Heal myself!  Stop the bleeding!



"HEAL ME FROM THIS HORROR!" cries the desperate Davy Crockett as he swims to the bridge. ”Archi! I’m bleeding terribly! Chuck me a plaster will you?”

As he clambers over the edge of the floating section of concrete, Archimedes stares blankly at him for several seconds before reaching down into his robes. He pulls out a thick roll of bandage and throws it across to the dripping Davy.

...But Davy Crockett’s mind has been blasted by the speedogroin of Stalin! He forgets why he called for the bandage and immediately fashions a crude white Speedo, wrapping it round his groin before rising to his feet and bellowing a mighty warcry.

Item Acquired: Davy Crockett: The White Speedo of Lumithos

”STALIN!” he wails, ”You’ll pay for this, you arch-fiend! You’ll pay!”

Davy Crockett grabs his heavily bleeding arm and gnaws it off with his teeth! He rushes forwards to meet the speedoed dictator in manly single combat, swinging his severed limb between his teeth and ...smacking SPEEDOSTALIN directly in the ear with the bleeding end! SPEEDOSTALIN staggers backwards, letting Boone snap at his hairy chest ...and narrowly escape entrapment in the curly darkness.

Wound Acquired: Davy Crockett: Severed Right Arm!
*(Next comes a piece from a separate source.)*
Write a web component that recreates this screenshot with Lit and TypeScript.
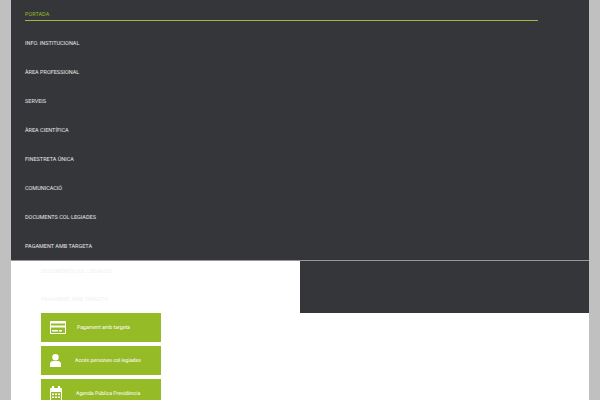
import { LitElement, html, css, svg } from "lit";
import { customElement } from "lit/decorators.js";

const card = svg`<svg class="ic" width="16" height="13" viewBox="0 0 16 13"><path fill="#fff" fill-rule="evenodd" d="M1 0h14a1 1 0 0 1 1 1v11a1 1 0 0 1-1 1H1a1 1 0 0 1-1-1V1a1 1 0 0 1 1-1zM1 2.500v2h14v-2zm0 4v5.500h14V6.500zm1 2.500h6v1.500H2zm7 0h3v1.500H9z"/></svg>`;
const user = svg`<svg class="ic" width="11" height="13" viewBox="0 0 11 13"><circle cx="5.500" cy="3.300" r="3.200" fill="#fff"/><path fill="#fff" d="M0 13v-3c0-2 1.500-3 3-3h5c1.500 0 3 1 3 3v3z"/></svg>`;
const cal = svg`<svg class="ic" width="12" height="15" viewBox="0 0 12 15"><path fill="#fff" fill-rule="evenodd" d="M1 2h1V0h2v2h4V0h2v2h1a1 1 0 0 1 1 1v11a1 1 0 0 1-1 1H1a1 1 0 0 1-1-1V3a1 1 0 0 1 1-1zm0 4v8h10V6zm1 1.500h2v1.500H2zm3 0h2v1.500H5zm3 0h2v1.500H8zm-6 3h2V12H2zm3 0h2V12H5zm3 0h2V12H8z"/></svg>`;

const items = [
  "Info. institucional",
  "Àrea professional",
  "Serveis",
  "Àrea científica",
  "Finestreta única",
  "Comunicació",
  "Documents col·legiades",
  "Pagament amb targeta",
];

const buttons = [
  { icon: card, label: "Pagament amb targeta", inset: 3 },
  { icon: user, label: "Accés persones col·legiades", inset: 1 },
  { icon: cal, label: "Agenda Pública Presidència", inset: 2 },
];

@customElement("app-root")
export class AppRoot extends LitElement {
  static styles = css`
    :host {
      display: block;
      width: 600px;
      height: 400px;
      overflow: hidden;
      background: #c0c0c0;
      font-family: Roboto, "Liberation Sans", sans-serif;
      text-rendering: geometricPrecision;
    }
    .page {
      margin: 0 11px;
      height: 400px;
      background: #fff;
    }
    nav {
      height: 261px;
      box-sizing: border-box;
      background: #35363a;
      padding: 5px 51px 0 14px;
      display: flex;
      flex-direction: column;
      border-bottom: 1px solid #98989c;
    }
    nav a {
      height: 29px;
      flex: none;
      box-sizing: border-box;
      padding-top: 6px;
      font-size: 5.5px;
      line-height: 9px;
      color: #e6e6e6;
      text-transform: uppercase;
    }
    nav a.active {
      height: 16px;
      padding-top: 6px;
      color: #95b82a;
      border-bottom: 1px solid #a0b84a;
      margin-bottom: 13px;
    }
    .lower {
      display: flex;
      align-items: flex-start;
    }
    .side {
      width: 289px;
      box-sizing: border-box;
      padding: 7px 0 0 30px;
    }
    .ghost {
      height: 28px;
      font-size: 5.5px;
      line-height: 9px;
      color: #f1f1f1;
      text-transform: uppercase;
    }
    .ghost:nth-child(2) { height: 17px; }
    .btns {
      display: flex;
      flex-direction: column;
      gap: 4px;
    }
    .btn {
      width: 120px;
      height: 29px;
      flex: none;
      background: #95bc27;
      color: #fff;
      display: flex;
      align-items: center;
      font-size: 5.2px;
      white-space: nowrap;
      padding-left: 9px;
      box-sizing: border-box;
    }
    .slot {
      width: 24px;
      flex: none;
    }
    .ic { display: block; }
    .block {
      width: 289px;
      height: 52px;
      background: #35363a;
    }
  `;

  render() {
    return html`<div class="page">
      <nav>
        <a class="active">Portada</a>
        ${items.map((i) => html`<a>${i}</a>`)}
      </nav>
      <div class="lower">
        <div class="side">
          <div class="ghost">Documents col·legiades</div>
          <div class="ghost">Pagament amb targeta</div>
          <div class="btns">
            ${buttons.map(
              (b) => html`<div class="btn">
                <span class="slot">${b.icon}</span>
                <span style="margin-left:${b.inset}px">${b.label}</span>
              </div>`
            )}
          </div>
        </div>
        <div class="block"></div>
      </div>
    </div>`;
  }
}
Wound Acquired: SPEEDOSTALIN: Heavily Bleeding Ear!

Archimedes wordlessly sat down and started to heal his leg. The recent troubles had been too much for him. First, he had to bear the sight of SpeedoStalin, then there was the Brain attack,...
He prayed to his ancestors, the ancient philosophers, for aid. They answered him: The world is made up from undefined matter, all tiny and equal particles, arranged into order by a godly spirit whereupon they become defined.

Fix leg (Let crocket use the medkit too), have mental breakdown, Go Socratic on Stalin.  If that doesn't work, then throw the robofist at him.



Behind Crockett’s desperate assault Archimedes stares brokenly into the distance. Something is wrong. Okay, well, several things seem wrong, but something in particular is gna- OH BY THE GODS I CAN'T MOVE! Archimedes' legs are paralysed! He looks down, fearing the worst, but OH GODS THE SPEEDOS it's worse than the worst! His legs are clamped tight with sweaty molten used communist Speedo!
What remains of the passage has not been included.